ENTRIES PROVIDED:
►

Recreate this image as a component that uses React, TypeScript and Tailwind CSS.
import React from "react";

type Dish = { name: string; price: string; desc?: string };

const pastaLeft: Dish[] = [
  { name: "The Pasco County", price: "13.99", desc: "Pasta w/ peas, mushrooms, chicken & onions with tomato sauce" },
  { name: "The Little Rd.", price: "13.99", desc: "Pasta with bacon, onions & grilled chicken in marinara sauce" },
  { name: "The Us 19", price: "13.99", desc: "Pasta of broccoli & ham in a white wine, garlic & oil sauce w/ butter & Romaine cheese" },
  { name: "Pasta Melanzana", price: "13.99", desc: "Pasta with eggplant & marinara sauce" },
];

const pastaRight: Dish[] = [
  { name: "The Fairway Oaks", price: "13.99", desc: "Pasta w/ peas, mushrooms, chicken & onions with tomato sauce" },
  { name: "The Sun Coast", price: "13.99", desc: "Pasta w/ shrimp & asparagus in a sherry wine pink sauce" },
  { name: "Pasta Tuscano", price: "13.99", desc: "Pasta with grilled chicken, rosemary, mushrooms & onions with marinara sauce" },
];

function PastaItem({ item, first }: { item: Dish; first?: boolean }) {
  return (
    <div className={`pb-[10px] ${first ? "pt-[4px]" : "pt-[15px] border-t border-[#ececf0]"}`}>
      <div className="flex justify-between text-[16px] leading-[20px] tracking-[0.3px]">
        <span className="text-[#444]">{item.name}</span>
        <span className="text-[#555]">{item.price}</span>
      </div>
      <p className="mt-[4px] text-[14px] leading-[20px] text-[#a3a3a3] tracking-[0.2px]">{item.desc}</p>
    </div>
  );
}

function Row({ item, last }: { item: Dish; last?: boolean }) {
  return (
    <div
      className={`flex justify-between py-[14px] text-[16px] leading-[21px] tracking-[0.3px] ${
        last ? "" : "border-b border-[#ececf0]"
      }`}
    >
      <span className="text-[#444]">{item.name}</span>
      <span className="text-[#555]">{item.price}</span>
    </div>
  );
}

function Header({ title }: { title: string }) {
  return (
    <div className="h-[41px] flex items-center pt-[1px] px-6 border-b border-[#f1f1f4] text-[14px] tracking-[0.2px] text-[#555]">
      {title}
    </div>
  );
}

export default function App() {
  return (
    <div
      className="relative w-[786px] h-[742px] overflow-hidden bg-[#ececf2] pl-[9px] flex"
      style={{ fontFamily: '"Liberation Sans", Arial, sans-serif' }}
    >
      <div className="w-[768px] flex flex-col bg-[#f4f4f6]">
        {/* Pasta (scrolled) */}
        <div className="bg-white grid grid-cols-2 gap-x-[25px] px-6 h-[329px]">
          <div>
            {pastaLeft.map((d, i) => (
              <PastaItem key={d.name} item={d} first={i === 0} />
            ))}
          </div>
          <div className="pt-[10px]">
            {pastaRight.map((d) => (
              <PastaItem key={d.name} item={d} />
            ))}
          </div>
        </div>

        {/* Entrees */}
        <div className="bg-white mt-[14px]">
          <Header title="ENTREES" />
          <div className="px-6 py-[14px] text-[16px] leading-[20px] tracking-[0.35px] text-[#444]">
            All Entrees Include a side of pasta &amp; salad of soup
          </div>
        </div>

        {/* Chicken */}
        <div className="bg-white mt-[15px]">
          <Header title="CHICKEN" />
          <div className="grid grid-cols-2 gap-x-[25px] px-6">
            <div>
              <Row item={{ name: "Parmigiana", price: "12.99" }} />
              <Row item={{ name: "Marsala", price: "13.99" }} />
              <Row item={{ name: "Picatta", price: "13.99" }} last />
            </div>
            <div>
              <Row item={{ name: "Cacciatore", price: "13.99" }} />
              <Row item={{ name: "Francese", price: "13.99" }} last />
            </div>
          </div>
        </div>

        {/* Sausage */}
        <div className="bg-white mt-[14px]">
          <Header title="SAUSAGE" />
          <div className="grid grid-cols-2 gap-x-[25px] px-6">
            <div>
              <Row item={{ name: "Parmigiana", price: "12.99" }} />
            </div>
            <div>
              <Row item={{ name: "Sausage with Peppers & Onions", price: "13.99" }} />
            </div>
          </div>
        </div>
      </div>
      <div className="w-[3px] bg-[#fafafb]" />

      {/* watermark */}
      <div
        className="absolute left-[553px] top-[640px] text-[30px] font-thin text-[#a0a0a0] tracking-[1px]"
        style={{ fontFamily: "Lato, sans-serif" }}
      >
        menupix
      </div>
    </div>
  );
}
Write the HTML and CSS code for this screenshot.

◄

WRITTEN TASK:
Write the whole listing out again. Keep every line exactly as it is.

RESPONSE TO THIS EXERCISE:
Recreate this image as a component that uses React, TypeScript and Tailwind CSS.
import React from "react";

type Dish = { name: string; price: string; desc?: string };

const pastaLeft: Dish[] = [
  { name: "The Pasco County", price: "13.99", desc: "Pasta w/ peas, mushrooms, chicken & onions with tomato sauce" },
  { name: "The Little Rd.", price: "13.99", desc: "Pasta with bacon, onions & grilled chicken in marinara sauce" },
  { name: "The Us 19", price: "13.99", desc: "Pasta of broccoli & ham in a white wine, garlic & oil sauce w/ butter & Romaine cheese" },
  { name: "Pasta Melanzana", price: "13.99", desc: "Pasta with eggplant & marinara sauce" },
];

const pastaRight: Dish[] = [
  { name: "The Fairway Oaks", price: "13.99", desc: "Pasta w/ peas, mushrooms, chicken & onions with tomato sauce" },
  { name: "The Sun Coast", price: "13.99", desc: "Pasta w/ shrimp & asparagus in a sherry wine pink sauce" },
  { name: "Pasta Tuscano", price: "13.99", desc: "Pasta with grilled chicken, rosemary, mushrooms & onions with marinara sauce" },
];

function PastaItem({ item, first }: { item: Dish; first?: boolean }) {
  return (
    <div className={`pb-[10px] ${first ? "pt-[4px]" : "pt-[15px] border-t border-[#ececf0]"}`}>
      <div className="flex justify-between text-[16px] leading-[20px] tracking-[0.3px]">
        <span className="text-[#444]">{item.name}</span>
        <span className="text-[#555]">{item.price}</span>
      </div>
      <p className="mt-[4px] text-[14px] leading-[20px] text-[#a3a3a3] tracking-[0.2px]">{item.desc}</p>
    </div>
  );
}

function Row({ item, last }: { item: Dish; last?: boolean }) {
  return (
    <div
      className={`flex justify-between py-[14px] text-[16px] leading-[21px] tracking-[0.3px] ${
        last ? "" : "border-b border-[#ececf0]"
      }`}
    >
      <span className="text-[#444]">{item.name}</span>
      <span className="text-[#555]">{item.price}</span>
    </div>
  );
}

function Header({ title }: { title: string }) {
  return (
    <div className="h-[41px] flex items-center pt-[1px] px-6 border-b border-[#f1f1f4] text-[14px] tracking-[0.2px] text-[#555]">
      {title}
    </div>
  );
}

export default function App() {
  return (
    <div
      className="relative w-[786px] h-[742px] overflow-hidden bg-[#ececf2] pl-[9px] flex"
      style={{ fontFamily: '"Liberation Sans", Arial, sans-serif' }}
    >
      <div className="w-[768px] flex flex-col bg-[#f4f4f6]">
        {/* Pasta (scrolled) */}
        <div className="bg-white grid grid-cols-2 gap-x-[25px] px-6 h-[329px]">
          <div>
            {pastaLeft.map((d, i) => (
              <PastaItem key={d.name} item={d} first={i === 0} />
            ))}
          </div>
          <div className="pt-[10px]">
            {pastaRight.map((d) => (
              <PastaItem key={d.name} item={d} />
            ))}
          </div>
        </div>

        {/* Entrees */}
        <div className="bg-white mt-[14px]">
          <Header title="ENTREES" />
          <div className="px-6 py-[14px] text-[16px] leading-[20px] tracking-[0.35px] text-[#444]">
            All Entrees Include a side of pasta &amp; salad of soup
          </div>
        </div>

        {/* Chicken */}
        <div className="bg-white mt-[15px]">
          <Header title="CHICKEN" />
          <div className="grid grid-cols-2 gap-x-[25px] px-6">
            <div>
              <Row item={{ name: "Parmigiana", price: "12.99" }} />
              <Row item={{ name: "Marsala", price: "13.99" }} />
              <Row item={{ name: "Picatta", price: "13.99" }} last />
            </div>
            <div>
              <Row item={{ name: "Cacciatore", price: "13.99" }} />
              <Row item={{ name: "Francese", price: "13.99" }} last />
            </div>
          </div>
        </div>

        {/* Sausage */}
        <div className="bg-white mt-[14px]">
          <Header title="SAUSAGE" />
          <div className="grid grid-cols-2 gap-x-[25px] px-6">
            <div>
              <Row item={{ name: "Parmigiana", price: "12.99" }} />
            </div>
            <div>
              <Row item={{ name: "Sausage with Peppers & Onions", price: "13.99" }} />
            </div>
          </div>
        </div>
      </div>
      <div className="w-[3px] bg-[#fafafb]" />

      {/* watermark */}
      <div
        className="absolute left-[553px] top-[640px] text-[30px] font-thin text-[#a0a0a0] tracking-[1px]"
        style={{ fontFamily: "Lato, sans-serif" }}
      >
        menupix
      </div>
    </div>
  );
}
Write the HTML and CSS code for this screenshot.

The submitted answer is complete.